→ **Work required**
Every line holding the string "index" should be gathered.

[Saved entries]
## START

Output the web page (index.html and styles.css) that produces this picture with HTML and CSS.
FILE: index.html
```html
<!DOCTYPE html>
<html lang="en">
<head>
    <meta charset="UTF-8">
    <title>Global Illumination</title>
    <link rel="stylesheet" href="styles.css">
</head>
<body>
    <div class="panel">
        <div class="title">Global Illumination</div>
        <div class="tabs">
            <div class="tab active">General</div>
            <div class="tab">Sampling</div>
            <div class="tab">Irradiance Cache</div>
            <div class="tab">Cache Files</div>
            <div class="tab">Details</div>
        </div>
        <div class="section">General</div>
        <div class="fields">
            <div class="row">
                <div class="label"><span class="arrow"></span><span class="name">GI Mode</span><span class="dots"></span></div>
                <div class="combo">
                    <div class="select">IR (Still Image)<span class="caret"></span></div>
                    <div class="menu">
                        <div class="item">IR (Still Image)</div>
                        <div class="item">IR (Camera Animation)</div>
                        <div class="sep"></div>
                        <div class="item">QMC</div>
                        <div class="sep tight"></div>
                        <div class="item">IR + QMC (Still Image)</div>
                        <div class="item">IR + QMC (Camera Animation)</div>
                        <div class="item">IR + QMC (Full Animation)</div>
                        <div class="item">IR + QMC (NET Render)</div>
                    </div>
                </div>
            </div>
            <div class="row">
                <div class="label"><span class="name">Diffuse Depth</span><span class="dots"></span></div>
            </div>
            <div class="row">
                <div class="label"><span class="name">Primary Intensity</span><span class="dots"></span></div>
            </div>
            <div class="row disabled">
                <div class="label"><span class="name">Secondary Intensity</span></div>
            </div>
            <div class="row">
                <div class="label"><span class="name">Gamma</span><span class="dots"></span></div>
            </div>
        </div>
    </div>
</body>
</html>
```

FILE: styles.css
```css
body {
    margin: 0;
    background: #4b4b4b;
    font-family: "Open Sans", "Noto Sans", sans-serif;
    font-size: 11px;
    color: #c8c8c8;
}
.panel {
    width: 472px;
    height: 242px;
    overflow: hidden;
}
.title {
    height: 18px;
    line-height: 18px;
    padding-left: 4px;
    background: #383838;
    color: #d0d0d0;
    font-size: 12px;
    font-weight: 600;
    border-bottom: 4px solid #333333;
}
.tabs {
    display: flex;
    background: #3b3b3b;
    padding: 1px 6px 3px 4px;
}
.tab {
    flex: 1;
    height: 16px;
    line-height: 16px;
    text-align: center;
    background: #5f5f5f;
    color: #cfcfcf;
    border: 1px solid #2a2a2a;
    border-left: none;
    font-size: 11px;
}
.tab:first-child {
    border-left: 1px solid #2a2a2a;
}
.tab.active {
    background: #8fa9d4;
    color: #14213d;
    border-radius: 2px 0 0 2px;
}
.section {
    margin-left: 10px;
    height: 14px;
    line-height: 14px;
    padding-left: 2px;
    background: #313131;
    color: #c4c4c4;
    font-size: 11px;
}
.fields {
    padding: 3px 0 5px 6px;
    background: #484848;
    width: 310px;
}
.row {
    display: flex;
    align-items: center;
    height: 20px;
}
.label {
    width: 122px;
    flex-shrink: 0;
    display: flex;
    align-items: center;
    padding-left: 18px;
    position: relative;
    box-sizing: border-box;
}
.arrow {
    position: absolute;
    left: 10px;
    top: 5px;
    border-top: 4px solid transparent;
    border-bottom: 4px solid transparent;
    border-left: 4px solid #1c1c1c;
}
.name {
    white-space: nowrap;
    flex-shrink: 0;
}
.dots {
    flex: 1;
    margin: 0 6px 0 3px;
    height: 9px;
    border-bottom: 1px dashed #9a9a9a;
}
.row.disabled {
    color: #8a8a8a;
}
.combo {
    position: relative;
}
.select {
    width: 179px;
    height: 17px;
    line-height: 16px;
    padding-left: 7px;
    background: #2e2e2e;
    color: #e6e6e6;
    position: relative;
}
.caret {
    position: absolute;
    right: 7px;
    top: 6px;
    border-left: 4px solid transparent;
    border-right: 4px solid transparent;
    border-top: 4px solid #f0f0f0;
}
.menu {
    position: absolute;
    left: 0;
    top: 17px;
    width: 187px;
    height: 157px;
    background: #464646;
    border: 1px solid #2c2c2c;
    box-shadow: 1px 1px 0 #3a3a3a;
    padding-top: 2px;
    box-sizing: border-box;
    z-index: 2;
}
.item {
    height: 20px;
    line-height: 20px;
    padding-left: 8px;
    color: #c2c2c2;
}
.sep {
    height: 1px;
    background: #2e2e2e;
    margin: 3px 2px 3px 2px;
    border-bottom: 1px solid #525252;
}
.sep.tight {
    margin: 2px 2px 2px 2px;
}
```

## END
## START

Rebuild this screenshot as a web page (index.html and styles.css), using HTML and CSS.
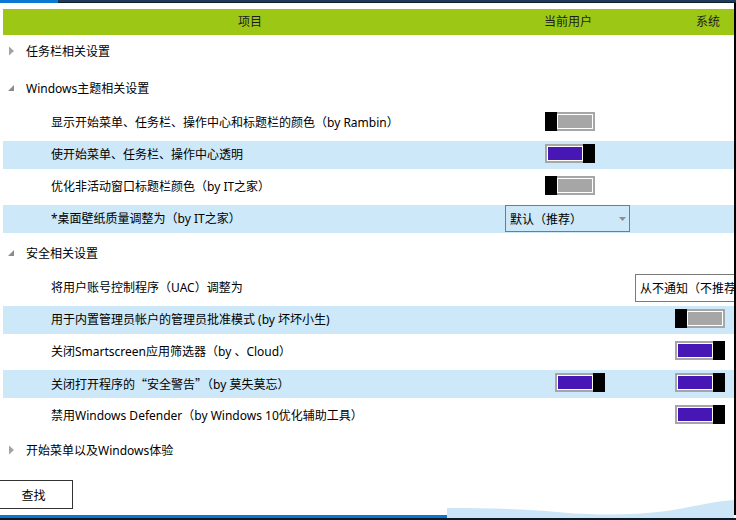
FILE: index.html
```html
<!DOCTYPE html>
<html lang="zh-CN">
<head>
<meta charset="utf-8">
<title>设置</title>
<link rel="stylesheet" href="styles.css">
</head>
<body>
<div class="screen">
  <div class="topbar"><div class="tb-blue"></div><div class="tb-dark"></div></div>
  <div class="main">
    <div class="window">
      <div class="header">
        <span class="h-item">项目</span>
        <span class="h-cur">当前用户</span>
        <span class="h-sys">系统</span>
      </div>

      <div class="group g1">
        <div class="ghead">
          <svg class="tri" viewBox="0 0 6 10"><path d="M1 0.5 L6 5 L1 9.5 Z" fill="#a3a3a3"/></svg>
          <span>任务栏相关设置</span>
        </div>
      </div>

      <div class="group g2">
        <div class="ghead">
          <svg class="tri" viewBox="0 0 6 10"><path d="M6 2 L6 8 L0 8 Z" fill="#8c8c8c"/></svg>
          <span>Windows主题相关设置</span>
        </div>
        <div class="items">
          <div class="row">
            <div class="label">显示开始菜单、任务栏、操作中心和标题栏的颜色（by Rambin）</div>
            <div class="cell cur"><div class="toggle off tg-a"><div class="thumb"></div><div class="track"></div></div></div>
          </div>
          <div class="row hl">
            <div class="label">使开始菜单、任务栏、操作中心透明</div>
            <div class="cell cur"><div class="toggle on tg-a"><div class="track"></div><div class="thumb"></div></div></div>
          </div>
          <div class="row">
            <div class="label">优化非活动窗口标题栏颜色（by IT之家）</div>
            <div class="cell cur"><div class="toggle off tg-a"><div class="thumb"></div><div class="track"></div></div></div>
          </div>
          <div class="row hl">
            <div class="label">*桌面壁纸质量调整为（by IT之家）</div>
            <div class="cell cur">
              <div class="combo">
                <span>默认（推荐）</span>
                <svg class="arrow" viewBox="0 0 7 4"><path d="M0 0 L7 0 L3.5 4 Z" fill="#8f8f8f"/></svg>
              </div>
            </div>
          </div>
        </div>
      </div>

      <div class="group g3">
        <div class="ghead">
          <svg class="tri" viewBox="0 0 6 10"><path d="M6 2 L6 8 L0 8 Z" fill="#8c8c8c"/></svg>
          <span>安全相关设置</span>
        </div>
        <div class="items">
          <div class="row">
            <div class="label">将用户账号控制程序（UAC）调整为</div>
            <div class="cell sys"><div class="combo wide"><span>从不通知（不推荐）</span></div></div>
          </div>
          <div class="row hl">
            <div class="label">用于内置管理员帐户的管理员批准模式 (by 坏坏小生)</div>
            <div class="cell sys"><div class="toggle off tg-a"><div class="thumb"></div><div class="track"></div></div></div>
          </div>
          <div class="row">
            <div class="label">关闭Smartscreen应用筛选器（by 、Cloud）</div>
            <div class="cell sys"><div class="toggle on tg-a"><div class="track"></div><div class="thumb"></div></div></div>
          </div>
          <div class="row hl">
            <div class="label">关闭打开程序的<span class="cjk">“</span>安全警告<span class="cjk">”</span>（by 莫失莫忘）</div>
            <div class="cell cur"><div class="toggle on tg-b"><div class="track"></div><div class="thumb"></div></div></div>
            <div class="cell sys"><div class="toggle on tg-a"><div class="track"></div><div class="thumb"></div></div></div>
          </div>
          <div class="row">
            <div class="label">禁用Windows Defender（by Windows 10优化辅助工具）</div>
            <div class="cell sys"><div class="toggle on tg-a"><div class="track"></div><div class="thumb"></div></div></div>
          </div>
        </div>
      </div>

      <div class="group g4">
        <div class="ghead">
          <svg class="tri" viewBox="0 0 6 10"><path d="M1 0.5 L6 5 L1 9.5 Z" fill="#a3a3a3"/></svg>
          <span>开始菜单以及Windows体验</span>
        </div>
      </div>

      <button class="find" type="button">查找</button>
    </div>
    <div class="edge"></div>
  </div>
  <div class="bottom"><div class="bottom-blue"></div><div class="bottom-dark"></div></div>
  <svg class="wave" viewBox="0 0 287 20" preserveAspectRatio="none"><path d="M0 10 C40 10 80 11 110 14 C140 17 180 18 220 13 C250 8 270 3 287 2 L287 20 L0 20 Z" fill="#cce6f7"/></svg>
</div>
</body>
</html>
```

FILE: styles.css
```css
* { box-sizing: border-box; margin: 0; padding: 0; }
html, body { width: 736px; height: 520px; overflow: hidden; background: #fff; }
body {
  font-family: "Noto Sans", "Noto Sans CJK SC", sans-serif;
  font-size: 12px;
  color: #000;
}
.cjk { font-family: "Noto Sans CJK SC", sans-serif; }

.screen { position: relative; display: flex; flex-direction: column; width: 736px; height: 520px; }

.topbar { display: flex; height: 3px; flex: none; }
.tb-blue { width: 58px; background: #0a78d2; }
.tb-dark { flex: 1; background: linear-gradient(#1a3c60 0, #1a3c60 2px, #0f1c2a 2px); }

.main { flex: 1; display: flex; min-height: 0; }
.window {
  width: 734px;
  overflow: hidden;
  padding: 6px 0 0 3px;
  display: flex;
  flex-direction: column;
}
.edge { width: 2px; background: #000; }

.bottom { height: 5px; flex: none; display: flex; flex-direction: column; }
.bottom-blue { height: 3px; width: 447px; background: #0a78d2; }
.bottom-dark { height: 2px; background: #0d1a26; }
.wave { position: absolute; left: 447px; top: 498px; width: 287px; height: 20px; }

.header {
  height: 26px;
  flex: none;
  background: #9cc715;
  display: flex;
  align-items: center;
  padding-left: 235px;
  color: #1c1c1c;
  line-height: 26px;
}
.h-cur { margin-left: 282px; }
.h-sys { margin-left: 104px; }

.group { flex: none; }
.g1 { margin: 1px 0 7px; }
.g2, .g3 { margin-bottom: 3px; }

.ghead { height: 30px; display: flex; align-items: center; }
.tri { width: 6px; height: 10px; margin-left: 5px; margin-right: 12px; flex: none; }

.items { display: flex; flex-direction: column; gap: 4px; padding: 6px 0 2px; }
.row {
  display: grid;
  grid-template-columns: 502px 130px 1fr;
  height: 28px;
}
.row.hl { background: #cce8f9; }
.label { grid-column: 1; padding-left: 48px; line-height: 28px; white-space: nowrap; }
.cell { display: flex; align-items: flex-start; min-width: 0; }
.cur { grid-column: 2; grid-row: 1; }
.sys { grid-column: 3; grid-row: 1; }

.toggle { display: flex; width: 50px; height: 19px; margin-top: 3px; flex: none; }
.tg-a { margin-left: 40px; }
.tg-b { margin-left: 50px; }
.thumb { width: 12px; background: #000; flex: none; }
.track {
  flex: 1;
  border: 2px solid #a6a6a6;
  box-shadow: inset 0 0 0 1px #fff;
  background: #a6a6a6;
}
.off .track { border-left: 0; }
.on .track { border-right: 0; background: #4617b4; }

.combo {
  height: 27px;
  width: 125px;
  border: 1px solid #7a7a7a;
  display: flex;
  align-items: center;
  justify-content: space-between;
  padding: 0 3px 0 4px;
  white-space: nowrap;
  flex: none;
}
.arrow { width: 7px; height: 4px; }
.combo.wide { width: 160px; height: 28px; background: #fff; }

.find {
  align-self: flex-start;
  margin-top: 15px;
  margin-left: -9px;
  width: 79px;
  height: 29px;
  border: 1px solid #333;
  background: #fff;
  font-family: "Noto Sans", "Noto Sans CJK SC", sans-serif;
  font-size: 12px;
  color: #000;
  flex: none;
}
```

## END

→ **Solution to the problem**
Output the web page (index.html and styles.css) that produces this picture with HTML and CSS.
FILE: index.html
    z-index: 2;
Rebuild this screenshot as a web page (index.html and styles.css), using HTML and CSS.
FILE: index.html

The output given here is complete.